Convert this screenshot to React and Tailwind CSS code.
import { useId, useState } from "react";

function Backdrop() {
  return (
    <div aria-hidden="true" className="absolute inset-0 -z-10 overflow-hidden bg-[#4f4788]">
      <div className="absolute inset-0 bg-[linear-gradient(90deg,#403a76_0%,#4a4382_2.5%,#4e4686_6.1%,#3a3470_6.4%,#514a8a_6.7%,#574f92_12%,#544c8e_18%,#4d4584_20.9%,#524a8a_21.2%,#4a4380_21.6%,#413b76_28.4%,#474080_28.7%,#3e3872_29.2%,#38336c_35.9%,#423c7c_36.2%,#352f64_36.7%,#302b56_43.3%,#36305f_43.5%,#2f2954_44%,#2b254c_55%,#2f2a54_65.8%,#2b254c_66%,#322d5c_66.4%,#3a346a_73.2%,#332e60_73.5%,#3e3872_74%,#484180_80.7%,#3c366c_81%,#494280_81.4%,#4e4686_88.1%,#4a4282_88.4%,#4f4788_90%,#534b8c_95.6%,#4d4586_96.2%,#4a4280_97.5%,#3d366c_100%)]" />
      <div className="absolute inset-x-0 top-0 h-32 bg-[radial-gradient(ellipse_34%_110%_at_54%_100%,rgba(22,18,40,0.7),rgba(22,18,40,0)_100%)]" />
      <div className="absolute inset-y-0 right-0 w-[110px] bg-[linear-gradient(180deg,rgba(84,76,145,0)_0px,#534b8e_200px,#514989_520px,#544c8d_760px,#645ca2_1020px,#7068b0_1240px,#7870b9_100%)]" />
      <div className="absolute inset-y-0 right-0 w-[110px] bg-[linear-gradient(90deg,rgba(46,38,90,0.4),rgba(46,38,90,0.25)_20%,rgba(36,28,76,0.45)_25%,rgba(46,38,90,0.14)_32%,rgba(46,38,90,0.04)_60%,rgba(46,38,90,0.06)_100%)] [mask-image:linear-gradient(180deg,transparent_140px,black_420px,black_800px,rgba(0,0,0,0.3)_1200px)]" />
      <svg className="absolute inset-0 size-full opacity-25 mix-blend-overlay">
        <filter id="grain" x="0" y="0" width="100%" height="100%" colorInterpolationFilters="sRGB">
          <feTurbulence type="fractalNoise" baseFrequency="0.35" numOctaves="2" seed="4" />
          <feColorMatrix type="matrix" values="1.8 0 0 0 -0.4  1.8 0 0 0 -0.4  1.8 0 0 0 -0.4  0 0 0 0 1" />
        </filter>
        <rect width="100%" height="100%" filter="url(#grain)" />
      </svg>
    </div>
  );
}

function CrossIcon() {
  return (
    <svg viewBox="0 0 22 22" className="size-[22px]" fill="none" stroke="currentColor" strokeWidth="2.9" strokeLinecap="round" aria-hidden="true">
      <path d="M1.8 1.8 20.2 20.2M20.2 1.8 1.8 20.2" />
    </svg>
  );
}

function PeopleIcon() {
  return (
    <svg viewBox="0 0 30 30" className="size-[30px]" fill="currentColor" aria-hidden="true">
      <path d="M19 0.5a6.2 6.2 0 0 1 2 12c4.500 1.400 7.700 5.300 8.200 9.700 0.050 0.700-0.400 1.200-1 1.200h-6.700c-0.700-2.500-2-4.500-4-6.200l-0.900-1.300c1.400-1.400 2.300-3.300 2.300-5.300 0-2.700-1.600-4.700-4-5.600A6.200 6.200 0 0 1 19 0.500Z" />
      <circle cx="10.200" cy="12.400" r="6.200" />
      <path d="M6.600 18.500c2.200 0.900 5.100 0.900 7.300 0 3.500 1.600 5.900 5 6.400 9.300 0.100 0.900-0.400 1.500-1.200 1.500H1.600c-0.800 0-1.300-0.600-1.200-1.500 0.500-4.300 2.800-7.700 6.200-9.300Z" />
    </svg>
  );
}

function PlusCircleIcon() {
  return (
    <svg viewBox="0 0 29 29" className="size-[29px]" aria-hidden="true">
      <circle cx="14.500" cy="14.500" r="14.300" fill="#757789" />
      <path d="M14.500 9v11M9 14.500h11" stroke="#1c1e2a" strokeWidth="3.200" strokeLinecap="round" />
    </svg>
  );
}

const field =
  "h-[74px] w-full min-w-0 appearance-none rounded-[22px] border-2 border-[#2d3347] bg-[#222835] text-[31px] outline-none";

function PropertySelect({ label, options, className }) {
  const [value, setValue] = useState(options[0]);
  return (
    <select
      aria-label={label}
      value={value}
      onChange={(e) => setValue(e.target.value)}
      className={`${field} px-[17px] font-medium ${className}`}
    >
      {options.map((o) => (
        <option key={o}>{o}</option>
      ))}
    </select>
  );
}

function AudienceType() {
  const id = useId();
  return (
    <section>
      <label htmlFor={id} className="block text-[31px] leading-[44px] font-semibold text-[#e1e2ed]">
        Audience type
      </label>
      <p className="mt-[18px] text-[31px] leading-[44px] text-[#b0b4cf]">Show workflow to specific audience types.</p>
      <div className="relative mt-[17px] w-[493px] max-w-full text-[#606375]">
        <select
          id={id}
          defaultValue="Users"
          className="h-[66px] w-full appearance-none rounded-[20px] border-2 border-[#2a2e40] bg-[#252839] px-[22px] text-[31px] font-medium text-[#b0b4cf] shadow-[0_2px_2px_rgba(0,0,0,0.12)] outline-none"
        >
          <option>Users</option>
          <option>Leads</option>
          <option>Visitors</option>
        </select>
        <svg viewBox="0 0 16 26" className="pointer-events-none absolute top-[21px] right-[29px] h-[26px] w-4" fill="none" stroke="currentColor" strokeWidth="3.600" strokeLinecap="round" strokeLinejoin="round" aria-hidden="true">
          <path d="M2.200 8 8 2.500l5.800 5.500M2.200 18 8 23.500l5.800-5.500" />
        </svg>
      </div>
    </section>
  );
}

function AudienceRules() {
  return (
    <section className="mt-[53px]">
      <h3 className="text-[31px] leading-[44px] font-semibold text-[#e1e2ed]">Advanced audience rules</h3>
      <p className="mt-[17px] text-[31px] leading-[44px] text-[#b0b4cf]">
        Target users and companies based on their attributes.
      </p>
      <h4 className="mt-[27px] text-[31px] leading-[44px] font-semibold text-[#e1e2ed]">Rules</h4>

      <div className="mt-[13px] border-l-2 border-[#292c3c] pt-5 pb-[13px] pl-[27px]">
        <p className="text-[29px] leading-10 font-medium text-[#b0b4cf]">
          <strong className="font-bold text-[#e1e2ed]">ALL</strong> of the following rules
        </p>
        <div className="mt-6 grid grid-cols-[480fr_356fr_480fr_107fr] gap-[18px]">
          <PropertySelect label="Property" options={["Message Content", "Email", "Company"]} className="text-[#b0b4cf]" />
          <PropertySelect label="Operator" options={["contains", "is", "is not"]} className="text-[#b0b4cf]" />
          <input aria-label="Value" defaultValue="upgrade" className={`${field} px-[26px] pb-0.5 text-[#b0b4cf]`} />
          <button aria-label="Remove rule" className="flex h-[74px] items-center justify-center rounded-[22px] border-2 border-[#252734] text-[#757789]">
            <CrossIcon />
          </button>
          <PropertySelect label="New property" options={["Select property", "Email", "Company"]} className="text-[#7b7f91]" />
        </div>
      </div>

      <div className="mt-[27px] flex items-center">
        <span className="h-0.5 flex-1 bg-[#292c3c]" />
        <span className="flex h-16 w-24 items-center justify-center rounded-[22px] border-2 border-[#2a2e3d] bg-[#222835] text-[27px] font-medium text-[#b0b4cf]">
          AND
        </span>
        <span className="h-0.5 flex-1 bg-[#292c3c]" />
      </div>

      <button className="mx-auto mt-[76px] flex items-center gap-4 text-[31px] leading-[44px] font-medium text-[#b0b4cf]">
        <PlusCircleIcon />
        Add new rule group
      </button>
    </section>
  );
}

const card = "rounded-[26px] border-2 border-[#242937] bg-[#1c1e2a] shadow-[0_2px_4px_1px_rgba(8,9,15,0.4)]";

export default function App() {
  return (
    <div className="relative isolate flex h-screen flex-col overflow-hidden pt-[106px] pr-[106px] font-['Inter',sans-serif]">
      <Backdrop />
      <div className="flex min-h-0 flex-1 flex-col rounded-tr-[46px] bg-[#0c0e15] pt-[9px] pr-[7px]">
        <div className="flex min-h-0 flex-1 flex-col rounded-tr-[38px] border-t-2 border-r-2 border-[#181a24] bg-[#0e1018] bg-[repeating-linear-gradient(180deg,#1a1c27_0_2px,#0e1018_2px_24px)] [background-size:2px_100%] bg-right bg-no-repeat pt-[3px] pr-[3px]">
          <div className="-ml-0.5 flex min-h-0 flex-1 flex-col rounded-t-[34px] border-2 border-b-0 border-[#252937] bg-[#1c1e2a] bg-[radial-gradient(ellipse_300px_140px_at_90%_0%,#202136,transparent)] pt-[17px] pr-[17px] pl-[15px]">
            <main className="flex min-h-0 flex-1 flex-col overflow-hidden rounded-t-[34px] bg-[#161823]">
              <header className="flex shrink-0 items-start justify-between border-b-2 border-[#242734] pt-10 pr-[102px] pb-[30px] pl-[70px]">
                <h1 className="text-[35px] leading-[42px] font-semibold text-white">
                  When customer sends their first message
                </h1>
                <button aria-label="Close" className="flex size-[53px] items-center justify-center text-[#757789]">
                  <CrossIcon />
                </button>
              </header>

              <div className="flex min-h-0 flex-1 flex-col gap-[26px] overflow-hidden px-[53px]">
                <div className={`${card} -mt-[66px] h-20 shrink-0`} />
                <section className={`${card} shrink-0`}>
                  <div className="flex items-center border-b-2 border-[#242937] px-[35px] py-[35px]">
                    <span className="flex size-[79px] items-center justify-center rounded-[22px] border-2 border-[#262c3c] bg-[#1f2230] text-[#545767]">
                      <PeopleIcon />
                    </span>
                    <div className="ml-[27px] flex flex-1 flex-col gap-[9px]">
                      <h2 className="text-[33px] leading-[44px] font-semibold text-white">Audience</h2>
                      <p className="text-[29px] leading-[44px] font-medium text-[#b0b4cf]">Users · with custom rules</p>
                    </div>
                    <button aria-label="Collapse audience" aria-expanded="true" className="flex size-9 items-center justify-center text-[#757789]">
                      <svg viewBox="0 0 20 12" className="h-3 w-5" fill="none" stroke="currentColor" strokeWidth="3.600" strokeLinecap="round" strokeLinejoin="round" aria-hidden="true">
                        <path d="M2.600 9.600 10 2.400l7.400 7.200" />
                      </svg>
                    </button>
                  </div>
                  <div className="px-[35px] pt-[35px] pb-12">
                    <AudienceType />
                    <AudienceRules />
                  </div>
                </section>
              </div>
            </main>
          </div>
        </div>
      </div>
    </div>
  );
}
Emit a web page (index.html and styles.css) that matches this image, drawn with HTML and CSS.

◆ **STATED PROBLEM**:
Extract every line containing the string "with" from the material.

◆ **FULL RESPONSE**:
                      <p className="text-[29px] leading-[44px] font-medium text-[#b0b4cf]">Users · with custom rules</p>
Emit a web page (index.html and styles.css) that matches this image, drawn with HTML and CSS.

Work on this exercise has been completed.